Contributions: À titre d'exemple, nous sommes dans une bonne position pour contribuer à faire avancer les connaissances scientifiques fondamentales dans le problème de la compétition entre antiferromagnétisme et supraconductivité dans les supraconducteurs organiques et à oxyde de cuivre. Nous sommes aussi dans une excellente position pour expliquer les propriétés de nouveaux isolants magnétiques comme le grâce à une collaboration intense entre les groupes théoriques et expérimentaux sur ce sujet. Un succès dans le projet bimérons mentionné à la section 6A serait une percée remarquée. Finalement, faute de place, nous terminons en mentionnant brièvement le projet d'implantation ionique sur structures quantiques qui, s'il réussit, aurait des applications très importantes dans la fabrication de circuits intégrés photoniques.

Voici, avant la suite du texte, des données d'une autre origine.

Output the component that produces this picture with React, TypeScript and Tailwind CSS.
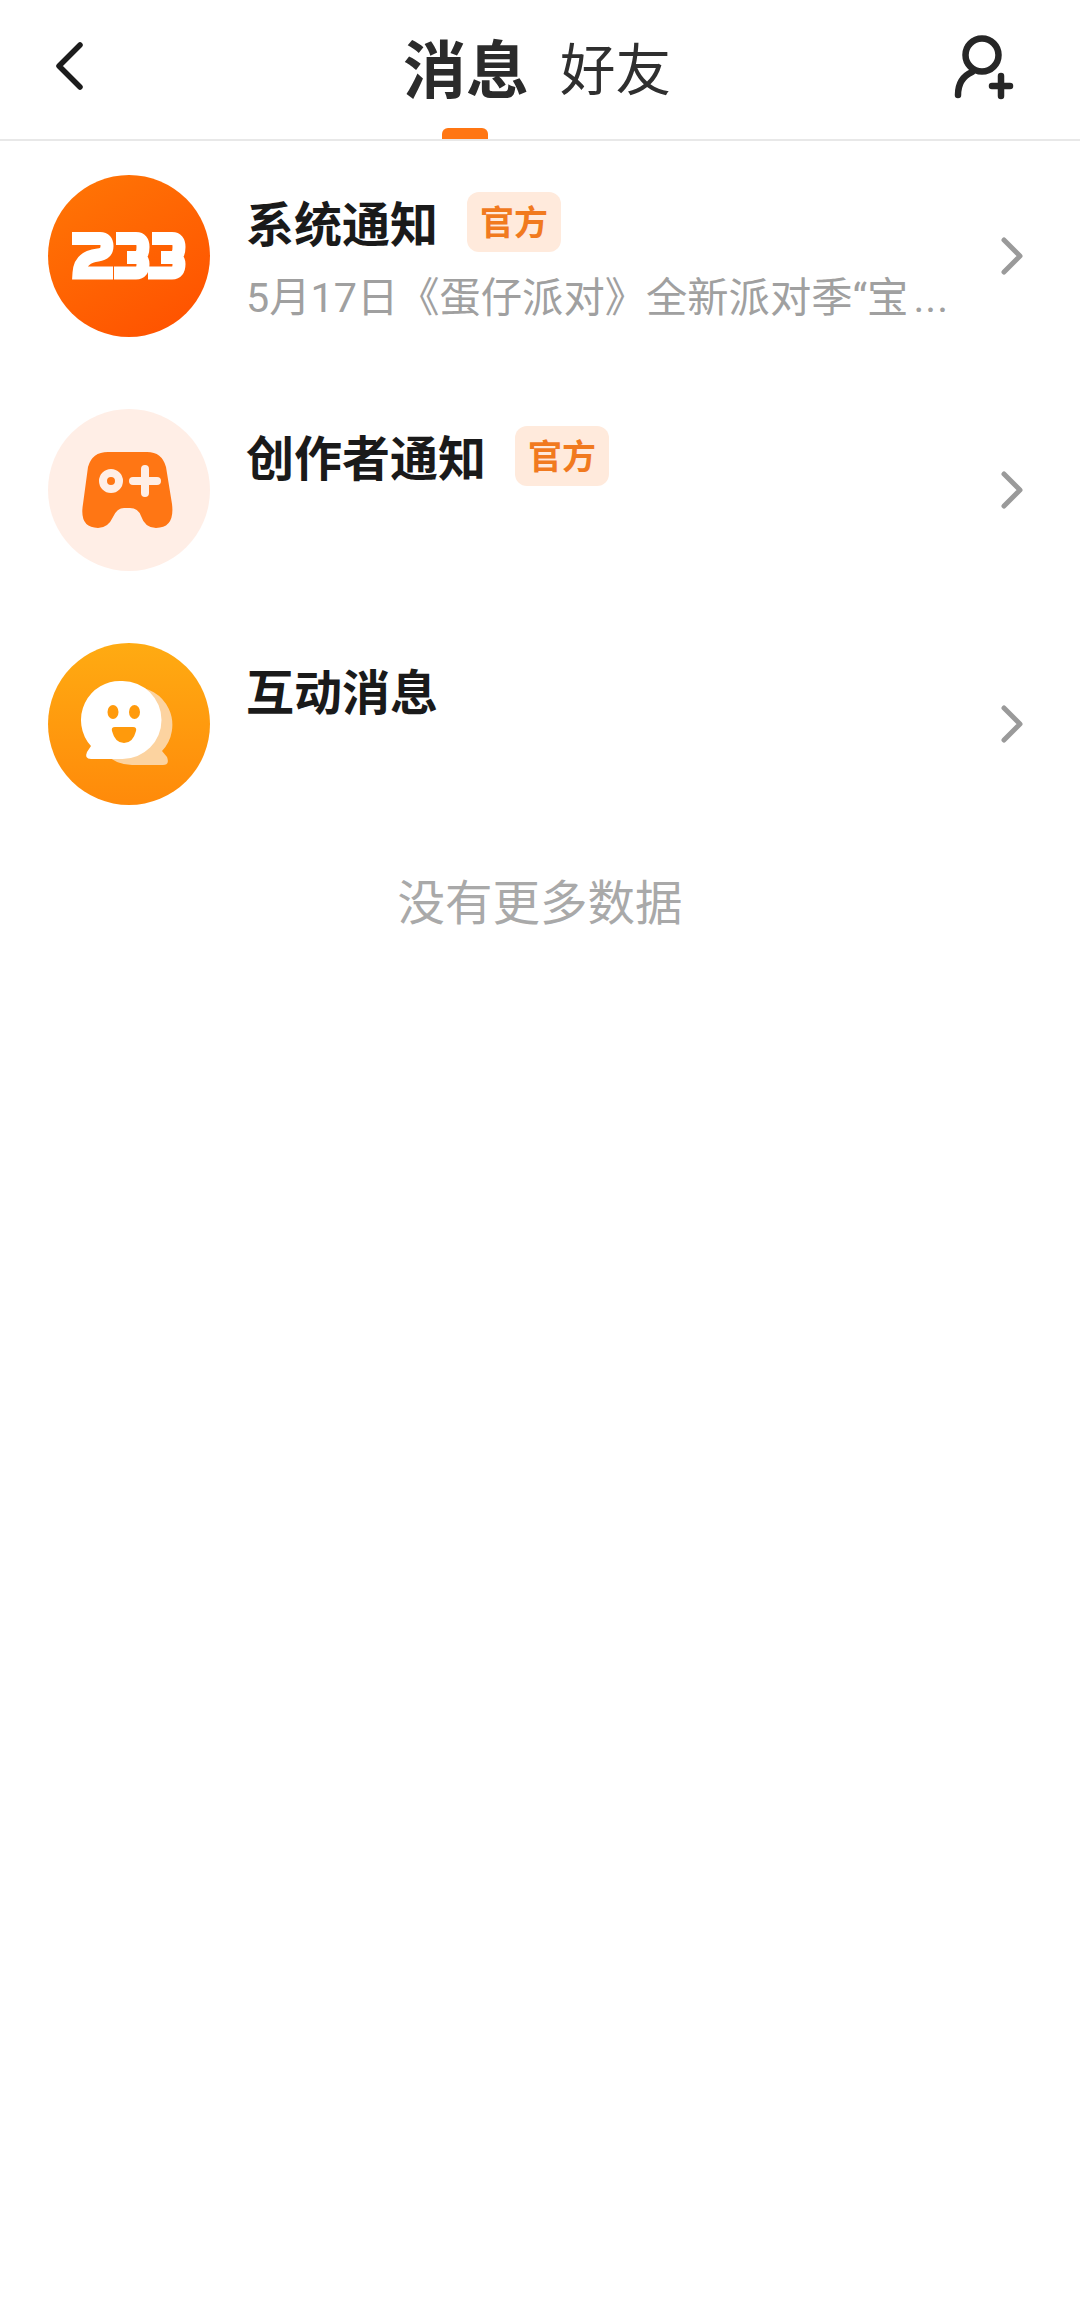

Pour étudier les matériaux naturellement anisotropes, il faut mesurer les propriétés électroniques, magnétiques ainsi que celles des vibrations du réseau cristallin. L'absorption hyperfréquence ou ultrasonore fournit un instrument puissant pour le premier type de mesures (M. Poirier) alors que les spectroscopies Raman et infrarouges (S. Jandl) fournissent deux sondes complémentaires permettant d'explorer plusieurs propriétés dont celles des vibrations cristallines. Les applications, en particulier celles des supraconducteurs à haute température, dépendent de la croissance cristalline et des propriétés de transport, comme la conductivité électrique ou thermique, ou la magnétoconductivité, à basse fréquence (M. Aubin). L'interprétation de ces résultats peut s'obtenir de modèles mathématiques dont la solution nécessite un grand nombre de techniques sophistiquées. Par exemple, on utilise des techniques dites de renormalisation (C. Bourbonnais) pour les conducteurs organiques, les approches numériques variationnelles (L.G. Caron), les méthodes numériques de type Monte Carlo (A.-M. Tremblay) ainsi que les méthodes de théorie des champs (D. Sénéchal), ces dernières étant particulièrement utiles pour les chaînes de spin. La modélisation elle même est cruciale dans le cas général et en particulier dans le cas des cristaux liquides (A. Caillé). Les matériaux artificiellement anisotropes de leur côté partent du GaAs comme matériau de base qu'on peut faire croître par la technique MOCVD (C. Aktik). La disponibilité de ce matériau permet des études cherchant, par exemple, à comprendre l'effet des radiations sur le transport et la photoluminescence (C. Carlone). Les techniques sophistiquées de nanolithographie (J. Beauvais) sont requises pour faire des nanostructures (fils et des points quantiques) à partir de ces matériaux. Les mesures de magnéto-transport et de magnéto-optique (J. Beerens) sont essentielles pour caractériser les propriétés de ces nanostructures. Finalement, les applications opto-électroniques nécessitent des études des propriétés optiques sur des échelles de temps très courtes, préférablement la femtoseconde (D. Morris).